Retype, exactly as they stand, the lines from the start of the data to the line that contains "const NAVY = '#17375e'", both ends included. Leave the pictures out.

PROVIDED MATERIAL:
-- BEGIN --

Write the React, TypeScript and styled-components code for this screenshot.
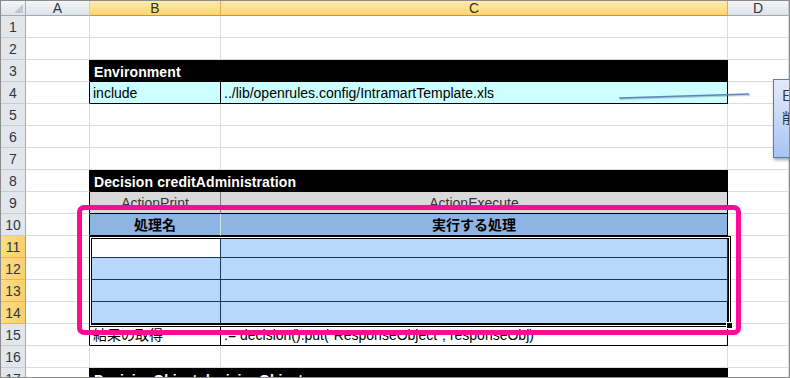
import React from 'react'
import styled, { createGlobalStyle, css } from 'styled-components'

const GlobalStyle = createGlobalStyle`
  html, body {
    margin: 0;
    padding: 0;
    background: #fff;
  }
  body {
    font-family: 'Liberation Sans', 'Noto Sans CJK JP', sans-serif;
  }
`

const GRID = '#dadcdd'
const NAVY = '#17375e'

const Frame = styled.div`
  position: relative;
  width: 790px;
  height: 378px;
  box-sizing: border-box;
  border: 1px solid #8c8c8c;
  overflow: hidden;
  background: #fff;
`

const Sheet = styled.div`
  display: grid;
  grid-template-columns: 25px 64px 131px 507px 61px;
  grid-template-rows: 15px;
  grid-auto-rows: 22px;
`

const Corner = styled.div`
  position: relative;
  box-sizing: border-box;
  background: linear-gradient(#f4f5f7, #dfe3e8);
  border-right: 1px solid #9eabbb;
  border-bottom: 1px solid #9eabbb;
  &::after {
    content: '';
    position: absolute;
    right: 2px;
    bottom: 2px;
    border-left: 9px solid transparent;
    border-bottom: 9px solid #c3c8cf;
  }
`

const ColHeader = styled.div<{ $selected?: boolean }>`
  box-sizing: border-box;
  display: flex;
  align-items: center;
  justify-content: center;
  font-size: 14px;
  color: #2b3648;
  background: linear-gradient(#f4f5f7, #dfe3e8);
  border-right: 1px solid #c5ccd6;
  border-bottom: 1px solid #9eabbb;
  ${p =>
    p.$selected &&
    css`
      background: linear-gradient(#fdebb0, #f9d56f);
      border-right-color: #e7a94b;
      border-bottom-color: #e18f2c;
      color: #3a2e10;
    `}
`

const RowHeader = styled.div<{ $selected?: boolean }>`
  box-sizing: border-box;
  display: flex;
  align-items: center;
  justify-content: center;
  padding-top: 1px;
  font-size: 14px;
  color: #2b3648;
  background: #e3e6eb;
  border-right: 1px solid #9eabbb;
  border-bottom: 1px solid #c5ccd6;
  ${p =>
    p.$selected &&
    css`
      background: linear-gradient(90deg, #fcdc84, #f9d06a);
      border-right-color: #e18f2c;
      border-bottom-color: #e7b25a;
    `}
`

const Cell = styled.div<{
  $fill?: string
  $right?: string
  $bottom?: string
  $center?: boolean
  $bold?: boolean
  $color?: string
}>`
  box-sizing: border-box;
  display: flex;
  align-items: flex-end;
  justify-content: ${p => (p.$center ? 'center' : 'flex-start')};
  padding: 0 3px 2px 3px;
  white-space: nowrap;
  overflow: hidden;
  font-size: 14px;
  font-weight: ${p => (p.$bold ? 700 : 400)};
  color: ${p => p.$color || '#000'};
  background: ${p => p.$fill || '#fff'};
  border-right: 1px solid ${p => p.$right || GRID};
  border-bottom: 1px solid ${p => p.$bottom || GRID};
`

const TitleBar = styled.div`
  grid-column: span 2;
  box-sizing: border-box;
  display: flex;
  align-items: center;
  padding: 1px 4px 0 4px;
  background: #000;
  color: #fff;
  font-size: 14px;
  font-weight: 700;
  letter-spacing: 0.1px;
  white-space: nowrap;
  border-right: 1px solid #000;
`

const Jp = styled.span<{ $underline?: boolean }>`
  font-family: 'Noto Sans CJK JP', sans-serif;
  font-size: 14px;
  line-height: 17px;
  ${p =>
    p.$underline &&
    css`
      position: relative;
      &::after {
        content: '';
        position: absolute;
        left: -13px;
        right: -12px;
        bottom: -3px;
        border-bottom: 1px solid #1f3247;
      }
    `}
`

const Highlight = styled.div`
  position: absolute;
  left: 76px;
  top: 204px;
  width: 664px;
  height: 130px;
  box-sizing: border-box;
  border: 5px solid #ff0a96;
  border-radius: 7px;
`

const Selection = styled.div`
  position: absolute;
  left: 88px;
  top: 235px;
  width: 642px;
  height: 91px;
  box-sizing: border-box;
  border: 1px solid #000;
  box-shadow: inset 0 0 0 1px #fff, inset 0 0 0 2px #000;
`

const FillHandle = styled.div`
  position: absolute;
  left: 725px;
  top: 321px;
  width: 5px;
  height: 5px;
  background: #000;
  border: 1px solid #fff;
`

const Callout = styled.div`
  position: absolute;
  left: 772px;
  top: 78px;
  width: 120px;
  height: 79px;
  box-sizing: border-box;
  padding: 4px 0 0 8px;
  background: linear-gradient(#e3ebfb, #a7c4f3);
  border: 1px solid #4f7fbd;
  box-shadow: 1px 2px 3px rgba(0, 0, 0, 0.35);
  font-family: 'Noto Sans CJK JP', sans-serif;
  font-size: 14px;
  line-height: 22px;
  color: #333;
  white-space: nowrap;
`

const Connector = styled.svg`
  position: absolute;
  left: 610px;
  top: 86px;
`

type RowSpec = {
  n: number
  title?: string
  b?: React.ReactNode
  c?: React.ReactNode
  fill?: string
  bFill?: string
  border?: string
  divider?: string
  center?: boolean
  bold?: boolean
  color?: string
  selected?: boolean
}

const blue = '#b8d8fb'

const rows: RowSpec[] = [
  { n: 1 },
  { n: 2 },
  { n: 3, title: 'Environment' },
  { n: 4, fill: '#ccffff', b: 'include', c: '../lib/openrules.config/IntramartTemplate.xls', border: '#000', divider: '#000' },
  { n: 5 },
  { n: 6 },
  { n: 7 },
  { n: 8, title: 'Decision creditAdministration' },
  { n: 9, fill: '#d9d9d9', b: 'ActionPrint', c: 'ActionExecute', border: '#000', divider: '#808080', center: true, color: '#333' },
  {
    n: 10,
    fill: '#8db4e2',
    b: <Jp $underline>処理名</Jp>,
    c: <Jp>実行する処理</Jp>,
    border: '#000',
    divider: '#d6e2f0',
    center: true,
    bold: true,
  },
  { n: 11, fill: blue, bFill: '#fff', border: NAVY, divider: NAVY, selected: true },
  { n: 12, fill: blue, border: NAVY, divider: NAVY, selected: true },
  { n: 13, fill: blue, border: NAVY, divider: NAVY, selected: true },
  { n: 14, fill: blue, border: '#000', divider: NAVY, selected: true },
  {
    n: 15,
    b: <Jp>結果の取得</Jp>,
    c: ':= decision().put("ResponseObject", responseObj)',
    border: '#000',
    divider: '#000',
  },
  { n: 16 },
  { n: 17, title: 'DecisionObject decisionObjects' },
]

const SheetRow: React.FC<{ row: RowSpec }> = ({ row }) => {
  const inTable = !!(row.title || row.border)
  return (
    <>
      <RowHeader $selected={row.selected}>{row.n}</RowHeader>
      <Cell $right={inTable ? '#000' : undefined} />
      {row.title ? (
        <TitleBar>{row.title}</TitleBar>
      ) : (
        <>
          <Cell
            $fill={row.bFill || row.fill}
            $right={row.divider}
            $bottom={row.border}
            $center={row.center}
            $bold={row.bold}
            $color={row.color}
          >
            {row.b}
          </Cell>
          <Cell
            $fill={row.fill}
            $right={row.border}
            $bottom={row.border}
            $center={row.center}
            $bold={row.bold}
            $color={row.color}
          >
            {row.c}
          </Cell>
        </>
      )}
      <Cell />
    </>
  )
}

export default function App() {
  return (
    <>
      <GlobalStyle />
      <Frame>
        <Sheet>
          <Corner />
          <ColHeader>A</ColHeader>
          <ColHeader $selected>B</ColHeader>
          <ColHeader $selected>C</ColHeader>
          <ColHeader>D</ColHeader>
          {rows.map(r => (
            <SheetRow key={r.n} row={r} />
          ))}
        </Sheet>
        <Selection />
        <FillHandle />
        <Highlight />
        <Connector width="150" height="16" viewBox="0 0 150 16">
          <line x1="9" y1="12" x2="139" y2="8" stroke="rgba(0,0,0,0.18)" strokeWidth="2" />
          <line x1="8" y1="11" x2="138" y2="7" stroke="#5b86c0" strokeWidth="1.3" />
        </Connector>
        <Callout>
          <div>Environment</div>
          <div>削除しないでください</div>
        </Callout>
      </Frame>
    </>
  )
}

-- END --

OUTPUT BELOW:
Write the React, TypeScript and styled-components code for this screenshot.
import React from 'react'
import styled, { createGlobalStyle, css } from 'styled-components'

const GlobalStyle = createGlobalStyle`
  html, body {
    margin: 0;
    padding: 0;
    background: #fff;
  }
  body {
    font-family: 'Liberation Sans', 'Noto Sans CJK JP', sans-serif;
  }
`

const GRID = '#dadcdd'
const NAVY = '#17375e'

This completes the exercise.